そんな仕事を生業としなくても生きていけるような社会を目指したい。
人間が人間であることを放棄しなくても済む社会です。
一人一人の人間が幸せでありますように。
願いはいつだってそこなのであり、見失ってはならない。
たとえ具体策が思い浮かばなくても、自信を失くす必要は一つもない。
そんなことは根本の願いを否定する理由には決してならない。
根本の願いを否定してしまっては、その上に何を築き上げても生きている意味がない。
この世が「死んだ方がマシ」であるような世の中であることを私は望まない。

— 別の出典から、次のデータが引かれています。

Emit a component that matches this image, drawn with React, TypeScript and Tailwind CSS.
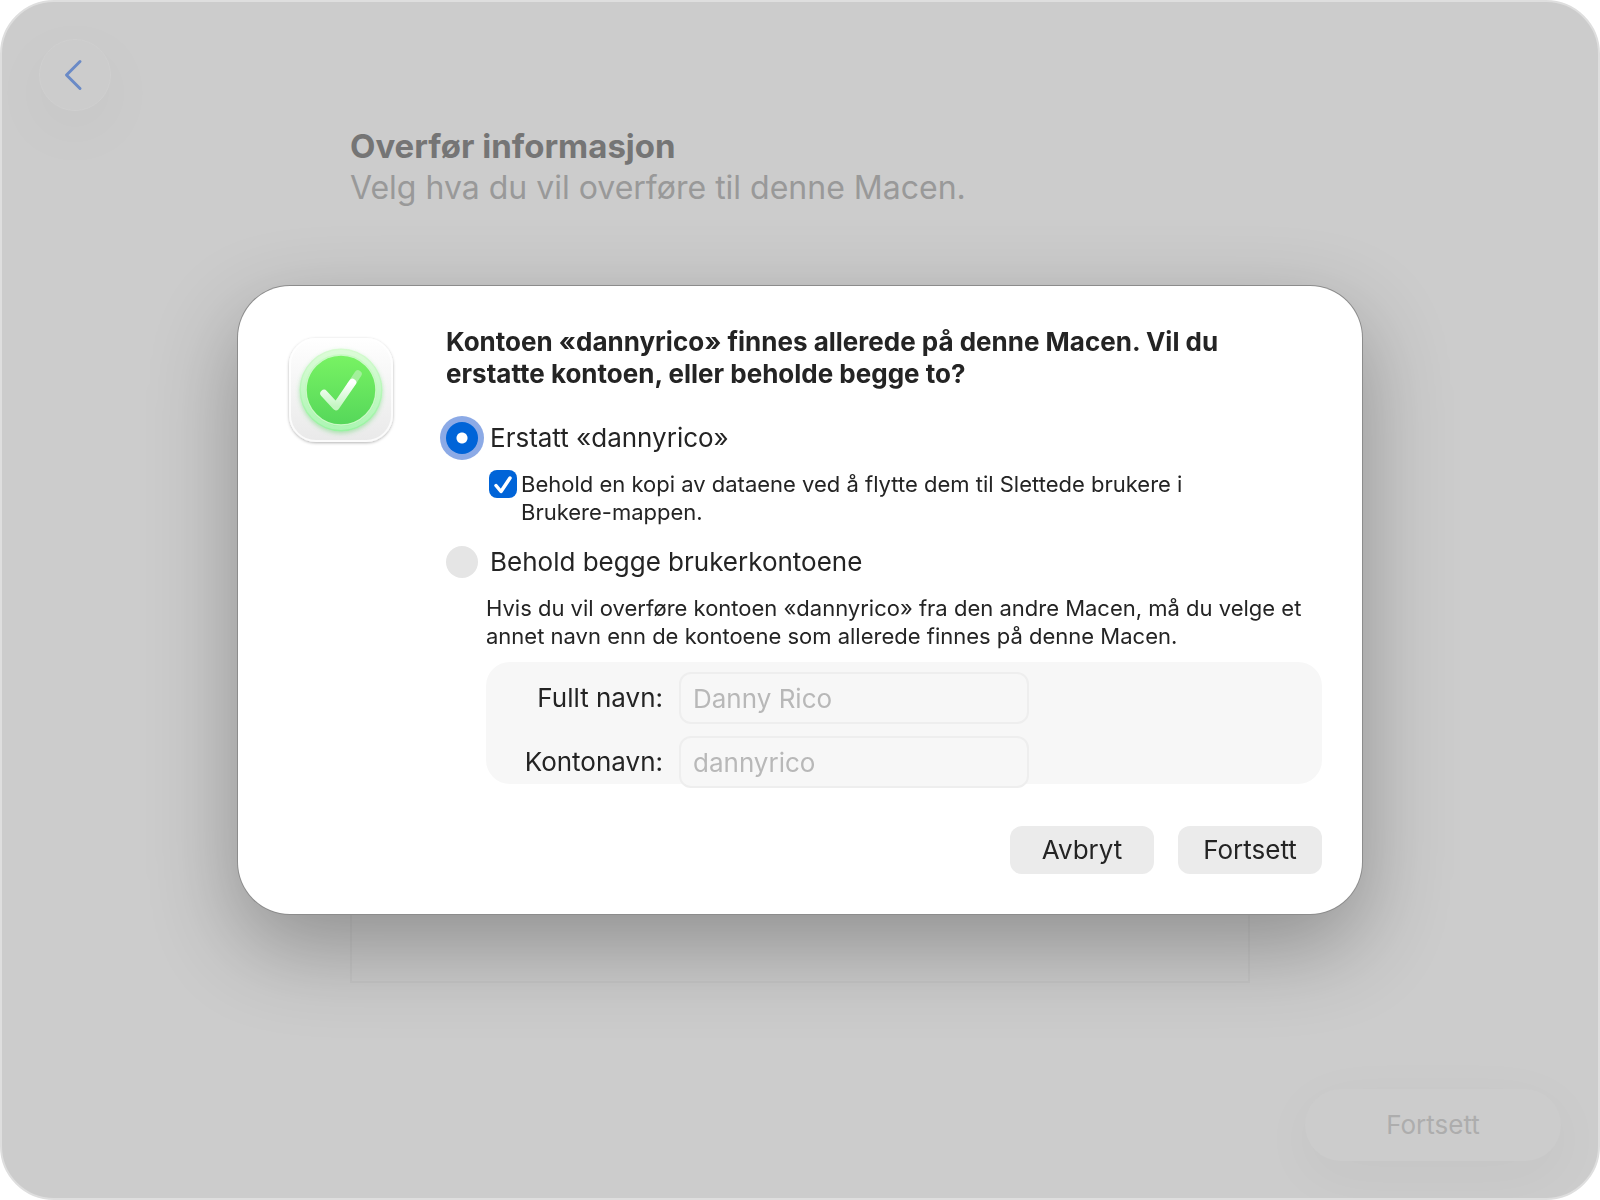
import { useState } from 'react';

const fontStack = "font-['Inter','Liberation_Sans',sans-serif]";

function AssistantIcon() {
  return (
    <svg viewBox="0 0 112 116" className="-m-1 h-[116px] w-[112px] shrink-0" aria-hidden="true">
      <defs>
        <linearGradient id="tile" x1="0" y1="0" x2="0" y2="1">
          <stop offset="0" stopColor="#ffffff" />
          <stop offset="1" stopColor="#e9e9e9" />
        </linearGradient>
        <linearGradient id="halo" x1="0" y1="0" x2="0" y2="1">
          <stop offset="0" stopColor="#d6fbd0" />
          <stop offset="1" stopColor="#97f3a0" />
        </linearGradient>
        <linearGradient id="disc" x1="0" y1="0" x2="0" y2="1">
          <stop offset="0" stopColor="#78f363" />
          <stop offset="1" stopColor="#55d75a" />
        </linearGradient>
        <linearGradient id="tick" x1="0" y1="0" x2="0" y2="1">
          <stop offset="0" stopColor="#ffffff" />
          <stop offset="1" stopColor="#c4f6c2" />
        </linearGradient>
        <filter id="tileShadow" x="-20%" y="-20%" width="140%" height="140%">
          <feDropShadow dx="0" dy="1" stdDeviation="1.5" floodOpacity="0.3" />
        </filter>
        <filter id="haloShadow" x="-20%" y="-20%" width="140%" height="140%">
          <feDropShadow dx="0" dy="2" stdDeviation="2" floodColor="#4fd35a" floodOpacity="0.4" />
        </filter>
      </defs>
      <rect x="4" y="4" width="104" height="104" rx="27" fill="url(#tile)" filter="url(#tileShadow)" />
      <rect x="5" y="5" width="102" height="102" rx="26" fill="none" stroke="#ffffff" strokeOpacity="0.8" strokeWidth="2" />
      <circle cx="56" cy="56" r="41.5" fill="url(#halo)" filter="url(#haloShadow)" />
      <circle cx="56" cy="56" r="38" fill="none" stroke="#ffffff" strokeOpacity="0.2" strokeWidth="4" />
      <circle cx="56" cy="56" r="35" fill="url(#disc)" stroke="#c8f9c4" strokeWidth="1.5" />
      <path d="M66 50.500L73 40" fill="none" stroke="#a3f09b" strokeWidth="7.500" strokeLinecap="round" />
      <path
        d="M39 59.500L51 72.500L67.500 48.500"
        fill="none"
        stroke="url(#tick)"
        strokeWidth="7.500"
        strokeLinecap="round"
        strokeLinejoin="round"
      />
    </svg>
  );
}

type RadioRowProps = {
  id: string;
  label: string;
  checked: boolean;
  onChange: () => void;
};

function RadioRow({ id, label, checked, onChange }: RadioRowProps) {
  return (
    <div className="flex items-center gap-3">
      <input
        type="radio"
        id={id}
        name="account"
        checked={checked}
        onChange={onChange}
        className="size-8 shrink-0 appearance-none rounded-full bg-[#e5e5e5] checked:bg-[radial-gradient(circle,#fff_5px,#0064d8_6px)] checked:ring-6 checked:ring-[#8caae6]"
      />
      <label htmlFor={id} className="text-[26px] leading-8">
        {label}
      </label>
    </div>
  );
}

type NameFieldProps = {
  id: string;
  label: string;
  value: string;
  disabled: boolean;
};

function NameField({ id, label, value, disabled }: NameFieldProps) {
  return (
    <div className="flex items-center gap-4">
      <label htmlFor={id} className="w-[177px] shrink-0 text-right text-[26px] leading-8">
        {label}
      </label>
      <input
        type="text"
        id={id}
        defaultValue={value}
        disabled={disabled}
        className="h-[52px] w-[350px] min-w-0 rounded-xl border-2 border-[#eeeeee] bg-[#f7f7f7] px-3 text-[26px] leading-8 disabled:text-[#b8b8b8]"
      />
    </div>
  );
}

export default function App() {
  const [choice, setChoice] = useState<'replace' | 'keep'>('replace');
  const [keepCopy, setKeepCopy] = useState(true);

  return (
    <div className={`${fontStack} bg-white text-[#242424]`}>
      <div className="flex min-h-screen flex-col overflow-hidden rounded-[54px] border-2 border-[#dedede] bg-[#cccccc]">
        <header className="px-[37px] pt-[37px]">
          <button
            type="button"
            aria-label="Tilbake"
            className="flex size-[72px] items-center justify-center rounded-full border border-[#cfcfcf] bg-[#cccccc] shadow-[0_18px_70px_rgba(0,0,0,0.04)]"
          >
            <svg viewBox="0 0 20 32" className="mr-1 h-8 w-5" fill="none" aria-hidden="true">
              <path d="M17 2.500L3.500 16L17 29.500" stroke="#6a8ac6" strokeWidth="3" strokeLinecap="round" strokeLinejoin="round" />
            </svg>
          </button>
        </header>

        <main className="mx-auto flex w-full max-w-[900px] flex-1 flex-col pt-[15px]">
          <h1 className="text-[33px] leading-[41px] font-bold text-[#757575]">Overfør informasjon</h1>
          <p className="text-[32px] leading-[41px] text-[#999999]">Velg hva du vil overføre til denne Macen.</p>
          <div className="mt-24 flex-1 border-2 border-[#c6c6c6]"></div>
        </main>

        <footer className="flex justify-end px-[37px] pt-[106px] pb-[37px]">
          <button
            type="button"
            disabled
            className="h-[72px] w-64 rounded-full bg-[#cccccc] text-[26px] leading-8 text-[#adadad] shadow-[0_14px_60px_rgba(0,0,0,0.04)]"
          >
            Fortsett
          </button>
        </footer>
      </div>

      <div className="fixed inset-0 flex items-center justify-center p-4">
        <div
          role="dialog"
          aria-modal="true"
          aria-labelledby="dialog-title"
          className="flex w-full max-w-[1124px] rounded-[52px] bg-white py-10 pr-10 pl-[51px] shadow-[0_0_0_1px_#8c8c8c,0_32px_88px_rgba(0,0,0,0.3)]"
        >
          <div className="w-[157px] shrink-0 pt-3">
            <AssistantIcon />
          </div>

          <form className="min-w-0 flex-1" onSubmit={(e) => e.preventDefault()}>
            <h2 id="dialog-title" className="text-[26px] leading-8 font-bold">
              Kontoen «dannyrico» finnes allerede på denne Macen. Vil du
              <br />
              erstatte kontoen, eller beholde begge to?
            </h2>

            <div className="mt-8">
              <RadioRow
                id="replace"
                label="Erstatt «dannyrico»"
                checked={choice === 'replace'}
                onChange={() => setChoice('replace')}
              />
              <div className="mt-4 ml-[43px] flex gap-1">
                <span className="grid size-7 shrink-0">
                  <input
                    type="checkbox"
                    id="keep-copy"
                    checked={keepCopy}
                    onChange={(e) => setKeepCopy(e.target.checked)}
                    className="peer col-start-1 row-start-1 size-7 appearance-none rounded-lg bg-[#e5e5e5] checked:bg-[#0064d8]"
                  />
                  <svg
                    viewBox="0 0 28 28"
                    className="pointer-events-none invisible col-start-1 row-start-1 size-7 peer-checked:visible"
                    fill="none"
                    aria-hidden="true"
                  >
                    <path d="M7 15.500L12 21.500L21 8" stroke="#ffffff" strokeWidth="3.500" strokeLinecap="round" strokeLinejoin="round" />
                  </svg>
                </span>
                <label htmlFor="keep-copy" className="text-[22px] leading-7">
                  Behold en kopi av dataene ved å flytte dem til Slettede brukere i
                  <br />
                  Brukere-mappen.
                </label>
              </div>
            </div>

            <div className="mt-5">
              <RadioRow
                id="keep"
                label="Behold begge brukerkontoene"
                checked={choice === 'keep'}
                onChange={() => setChoice('keep')}
              />
              <div className="mt-4 ml-10">
                <p className="text-[22px] leading-7">
                  Hvis du vil overføre kontoen «dannyrico» fra den andre Macen, må du velge et
                  <br />
                  annet navn enn de kontoene som allerede finnes på denne Macen.
                </p>
                <div className="mt-3 flex h-[122px] flex-col gap-3 rounded-3xl bg-[#f7f7f7] pt-[10px]">
                  <NameField id="full-name" label="Fullt navn:" value="Danny Rico" disabled={choice !== 'keep'} />
                  <NameField id="account-name" label="Kontonavn:" value="dannyrico" disabled={choice !== 'keep'} />
                </div>
              </div>
            </div>

            <div className="mt-[42px] flex justify-end gap-6">
              <button type="button" className="h-12 w-36 rounded-xl bg-[#ebebeb] text-[26px] leading-8">
                Avbryt
              </button>
              <button type="submit" className="h-12 w-36 rounded-xl bg-[#ebebeb] text-[26px] leading-8">
                Fortsett
              </button>
            </div>
          </form>
        </div>
      </div>
    </div>
  );
}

決して望まない。
> たとえ具体策が思い浮かばなくても、自信を失くす必要は一つもない。
「だったらどうしろって言うんだよ!」
だとか、
「仕方ないじゃないか!」
だとか、
「対案を示せ!」
などと、誰かが必ず言うでしょう。
だからと言って心をねじ曲げる必要は全くない。
むしろそのように言ってくる者は、具体案を示したとしても実行しようとはしないでしょう。
そのように言う者が件の「業者」であればもちろんのこと、黙認しようとする第三者であっても、
あなたに具体案がないことを理由にあなたを否定する者は、あなたが具体案を示してもそれを拒否するでしょう。
具体案を拒否し、なんだかんだと理由をつけて、それまでと同じ行動を繰り返すでしょう。
なぜなら人間であることをすでに放棄してしまっているからです。
再び自分が人間であることを認めるのは必ずしも簡単なことではない。
人間を辞めている間に自分がしたことを、「実際に自分がしたことである」と認めなければならなくなるからです。
人間を辞めている時間が長ければ長いほど、人間に戻ることが難しくなってしまう。
だからと言って人間であることを諦める義務などどこにもないし、
そもそも人間であるという事実は変わることがない。
つまり、具体案があるとかないとかいうことは、単なる表面的なことに過ぎません。
具体案そのものは、性能のいいコンピューターがあれば計算して求めることができるかもしれません。
しかし、そもそもそれを望んでいるかどうか、実行しようとするかどうか、は、人間の側の問題です。
「本当のところ何を願っている人間であったのか?」
自分自身の側でそうした根本の願いが見失われているならば、いくらいい具体案があっても意味はありません。
自分自身の側でそうした根本の願いが見失われていないならば、人間であることを放棄するよりははるかにいい。